■ **Instructions for the task**
In the listing below, identify each line with the word "components" and return those lines.

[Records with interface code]
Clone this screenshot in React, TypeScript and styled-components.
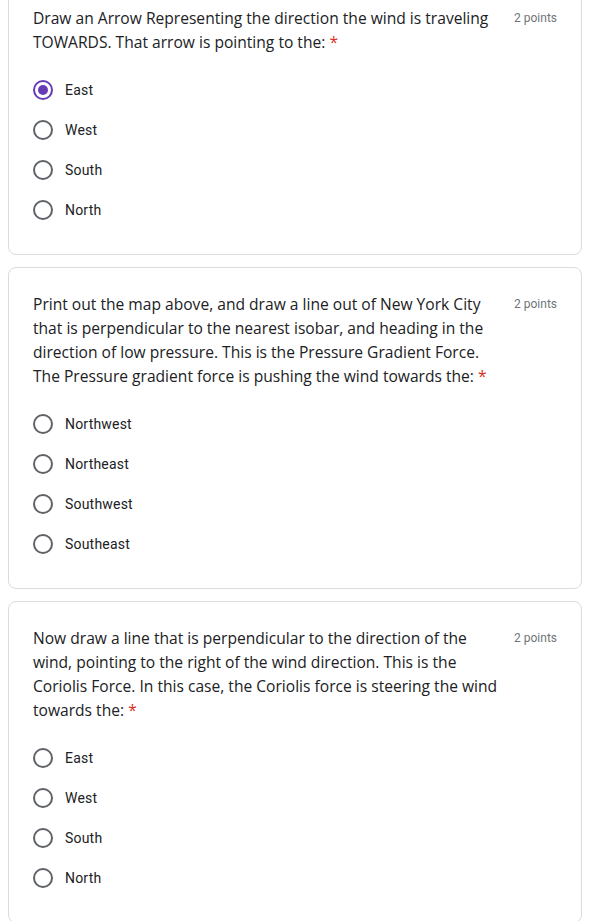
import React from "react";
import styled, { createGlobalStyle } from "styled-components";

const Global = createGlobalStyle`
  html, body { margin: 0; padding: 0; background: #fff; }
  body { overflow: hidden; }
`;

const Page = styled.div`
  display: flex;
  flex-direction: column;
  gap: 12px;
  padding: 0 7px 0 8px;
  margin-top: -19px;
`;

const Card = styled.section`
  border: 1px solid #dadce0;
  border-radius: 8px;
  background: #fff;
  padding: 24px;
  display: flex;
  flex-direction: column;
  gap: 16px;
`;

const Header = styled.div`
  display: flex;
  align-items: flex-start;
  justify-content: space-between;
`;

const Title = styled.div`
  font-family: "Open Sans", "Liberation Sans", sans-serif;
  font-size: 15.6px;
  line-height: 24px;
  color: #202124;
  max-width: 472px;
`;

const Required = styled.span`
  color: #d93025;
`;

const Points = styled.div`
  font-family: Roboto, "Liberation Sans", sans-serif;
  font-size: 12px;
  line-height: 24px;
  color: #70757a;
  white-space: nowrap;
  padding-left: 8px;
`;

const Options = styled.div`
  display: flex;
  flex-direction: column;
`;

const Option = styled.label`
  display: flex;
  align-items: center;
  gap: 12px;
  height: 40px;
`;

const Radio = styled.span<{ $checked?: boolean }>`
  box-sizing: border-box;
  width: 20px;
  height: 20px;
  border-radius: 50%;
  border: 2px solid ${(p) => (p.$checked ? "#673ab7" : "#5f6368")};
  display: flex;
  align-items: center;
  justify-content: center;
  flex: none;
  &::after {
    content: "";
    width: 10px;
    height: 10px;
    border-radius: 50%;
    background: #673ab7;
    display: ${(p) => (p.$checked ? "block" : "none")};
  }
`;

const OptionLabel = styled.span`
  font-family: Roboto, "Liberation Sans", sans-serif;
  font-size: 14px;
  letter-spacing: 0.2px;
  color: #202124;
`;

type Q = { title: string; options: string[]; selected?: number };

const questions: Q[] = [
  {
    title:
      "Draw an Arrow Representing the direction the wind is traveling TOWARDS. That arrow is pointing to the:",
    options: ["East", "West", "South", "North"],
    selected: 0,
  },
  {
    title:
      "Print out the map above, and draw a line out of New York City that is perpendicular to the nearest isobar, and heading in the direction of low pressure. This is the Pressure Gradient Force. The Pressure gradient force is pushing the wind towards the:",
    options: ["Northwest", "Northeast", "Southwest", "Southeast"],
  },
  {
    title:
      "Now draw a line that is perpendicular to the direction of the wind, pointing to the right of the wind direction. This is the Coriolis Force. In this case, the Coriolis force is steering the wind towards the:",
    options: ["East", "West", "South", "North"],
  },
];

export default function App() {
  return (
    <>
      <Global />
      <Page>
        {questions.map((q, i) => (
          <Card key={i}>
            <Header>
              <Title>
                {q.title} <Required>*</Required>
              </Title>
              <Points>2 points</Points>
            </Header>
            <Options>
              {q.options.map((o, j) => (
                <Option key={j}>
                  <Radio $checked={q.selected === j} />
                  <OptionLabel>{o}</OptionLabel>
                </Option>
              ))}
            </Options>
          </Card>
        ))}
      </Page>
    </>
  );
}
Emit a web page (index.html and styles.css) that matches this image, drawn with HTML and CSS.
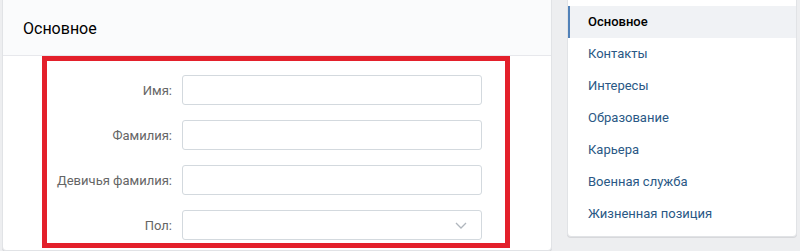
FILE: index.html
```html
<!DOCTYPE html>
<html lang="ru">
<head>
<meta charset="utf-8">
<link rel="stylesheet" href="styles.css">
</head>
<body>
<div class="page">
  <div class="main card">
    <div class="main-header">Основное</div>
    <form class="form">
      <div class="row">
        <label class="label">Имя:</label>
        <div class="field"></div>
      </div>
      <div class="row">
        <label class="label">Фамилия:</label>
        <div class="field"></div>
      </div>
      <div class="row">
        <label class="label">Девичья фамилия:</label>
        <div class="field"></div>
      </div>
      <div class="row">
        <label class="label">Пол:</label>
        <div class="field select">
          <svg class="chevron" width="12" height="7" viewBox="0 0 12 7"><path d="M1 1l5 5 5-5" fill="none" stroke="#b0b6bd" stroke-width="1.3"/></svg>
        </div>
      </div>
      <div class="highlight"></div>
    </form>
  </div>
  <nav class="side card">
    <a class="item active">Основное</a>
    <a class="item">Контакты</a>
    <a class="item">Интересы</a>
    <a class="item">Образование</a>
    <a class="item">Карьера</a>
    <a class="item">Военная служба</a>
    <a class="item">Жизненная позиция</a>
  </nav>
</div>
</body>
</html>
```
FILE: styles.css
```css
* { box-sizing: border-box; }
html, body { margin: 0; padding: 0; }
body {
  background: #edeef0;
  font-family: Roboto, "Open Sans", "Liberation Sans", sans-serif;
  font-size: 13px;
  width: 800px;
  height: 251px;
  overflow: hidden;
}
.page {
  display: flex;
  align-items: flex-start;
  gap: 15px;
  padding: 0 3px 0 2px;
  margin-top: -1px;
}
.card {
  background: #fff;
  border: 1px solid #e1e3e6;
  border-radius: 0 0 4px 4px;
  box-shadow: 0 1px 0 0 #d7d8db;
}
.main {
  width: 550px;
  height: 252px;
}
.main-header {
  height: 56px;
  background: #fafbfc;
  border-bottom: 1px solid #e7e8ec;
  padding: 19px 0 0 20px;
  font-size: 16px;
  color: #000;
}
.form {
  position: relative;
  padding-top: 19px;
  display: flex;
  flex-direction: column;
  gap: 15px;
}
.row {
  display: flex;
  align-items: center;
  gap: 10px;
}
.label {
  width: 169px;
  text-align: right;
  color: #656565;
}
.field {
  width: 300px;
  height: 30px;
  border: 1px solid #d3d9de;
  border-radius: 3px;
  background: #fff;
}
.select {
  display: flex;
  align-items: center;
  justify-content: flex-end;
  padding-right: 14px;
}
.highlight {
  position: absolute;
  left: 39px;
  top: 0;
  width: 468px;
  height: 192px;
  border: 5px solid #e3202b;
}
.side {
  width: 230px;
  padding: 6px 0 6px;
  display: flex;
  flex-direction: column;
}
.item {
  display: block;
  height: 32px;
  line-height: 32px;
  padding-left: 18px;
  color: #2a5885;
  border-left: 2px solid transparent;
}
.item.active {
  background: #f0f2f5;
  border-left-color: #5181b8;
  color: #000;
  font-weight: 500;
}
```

■ **Answer for the task**
Clone this screenshot in React, TypeScript and styled-components.
import styled, { createGlobalStyle } from "styled-components";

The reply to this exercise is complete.